The Jacksonville, Fla.-based franchisor has always offered insurance to salaried managers and corporate employees, but adding 30-hour-a-week workers is raising the cost of insurance. Employees pay 20 percent of a $5,000 annual premium.
Now that health insurance is moving from a perk to a required line item in any profit-and-loss statement, operators need to tightly control employee hours, Fox said. Managers cannot let employee hours creep up to full-time and then fall back down again.
The restaurant industry predominately uses part-time employees and always will, given the uneven nature of a business where sales peak at certain times of the day, such as breakfast, lunch and dinner. Often employee hours are used as a carrot or stick for workers.

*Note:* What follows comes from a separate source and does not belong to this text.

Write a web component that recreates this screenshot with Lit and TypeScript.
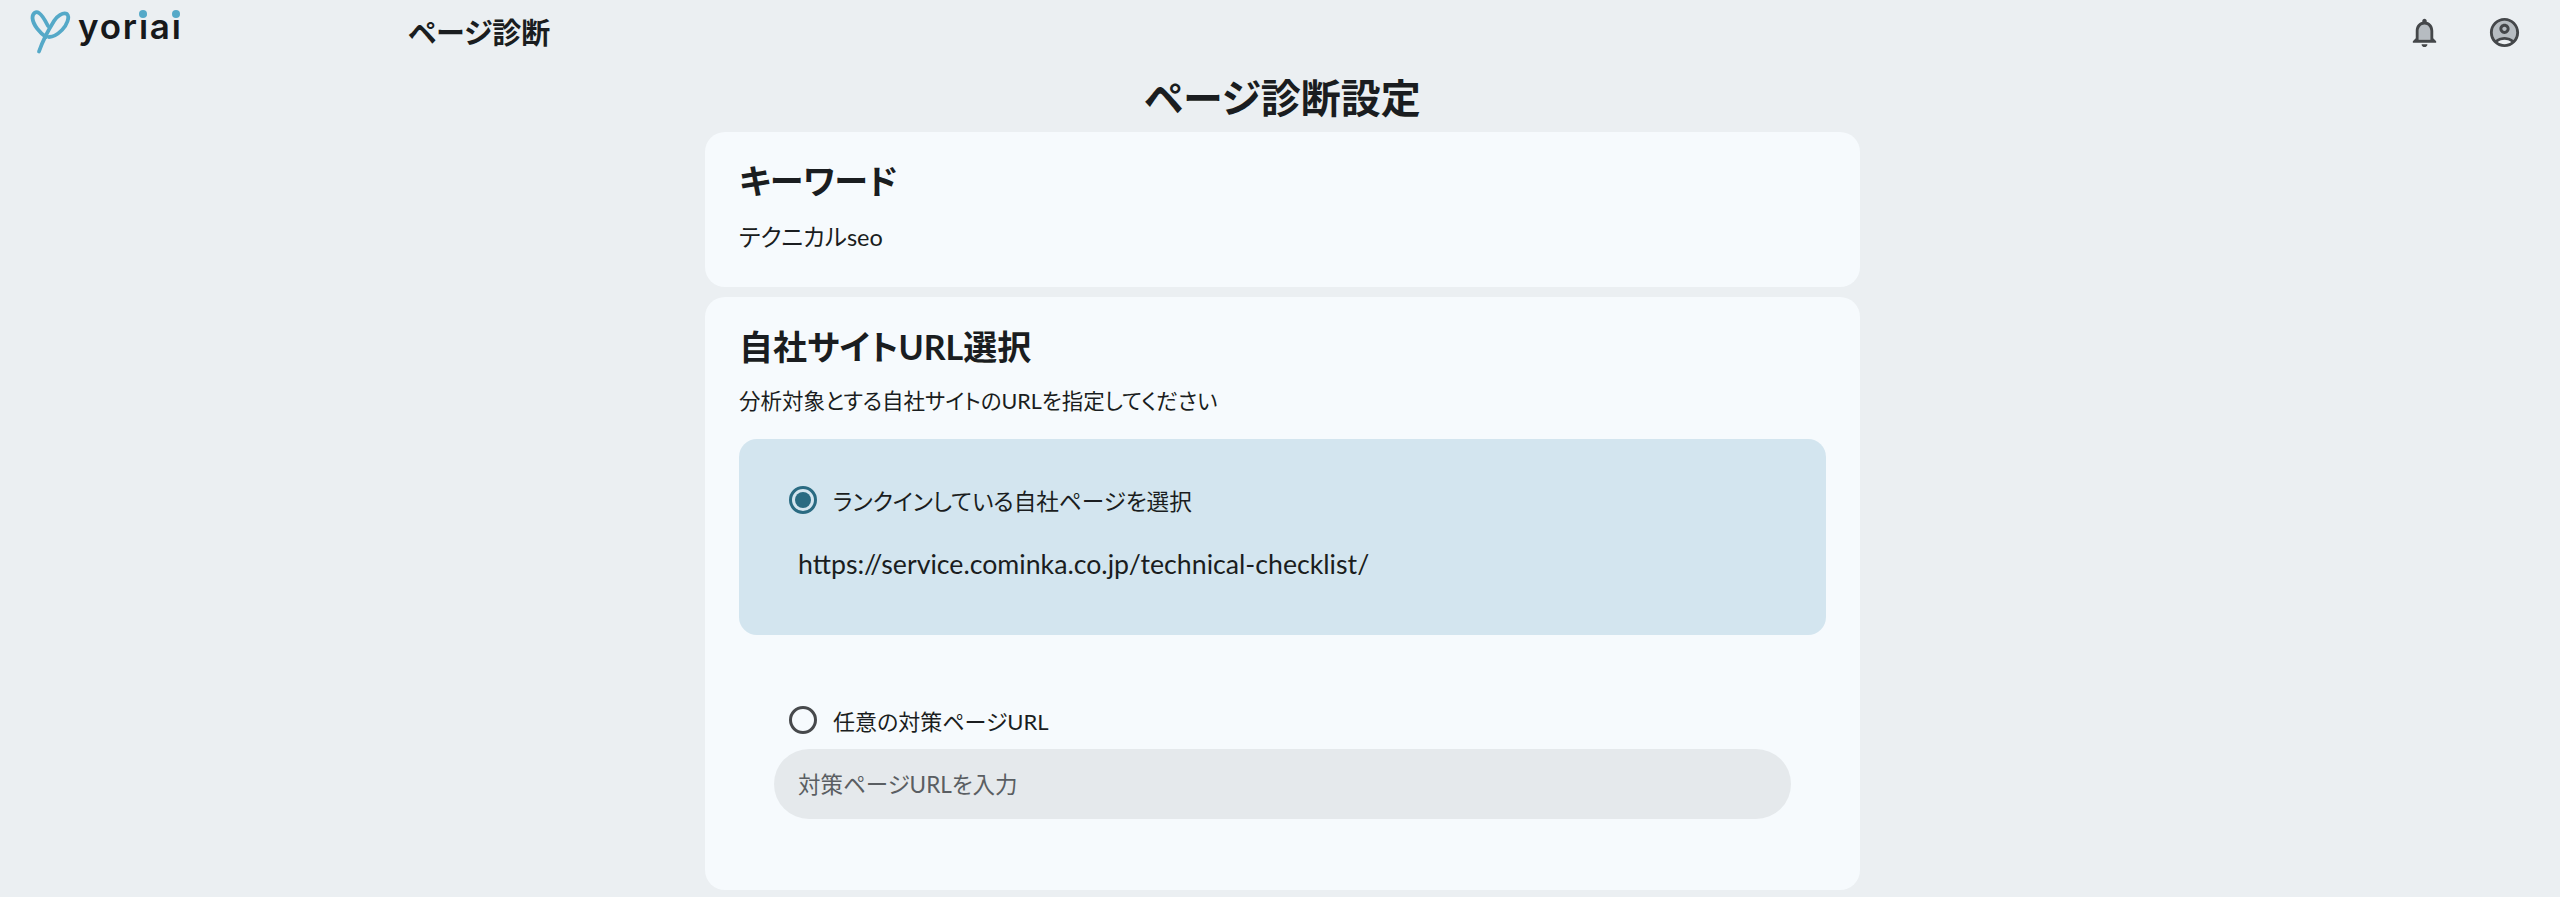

Good employees get more hours; poor performers see their hours cut. Operators instead will need to have a system and solid reasoning for making people full-time or part-time, given the expense that full-time-equivalent employees will add under Obamacare, Fox said.
“We found the major thing we needed to reform in our business was the way we manage our hourly employee schedule,” he said.
To more tightly manage hours, Firehouse created three categories of workers:
1. Full-time employees who work 30 hours or more. They have a fixed scheduled. This category is reserved for top performers.
2. Part-time employees working 20 to 29 hours a week. Hours are not guaranteed, but managers try to offer workers as many hours in that range as they can.
3. New employees who work up to 19 hours week. Everyone starts at that level and must improve their performance to gain more hours. Some employees, such as students, may elect to stay at this level because they cannot commit to more hours.
“Whether you offer insurance or not, you still have to manage your workforce in some way,” Fox said. “We found we could do a better job managing employee expectations this way.”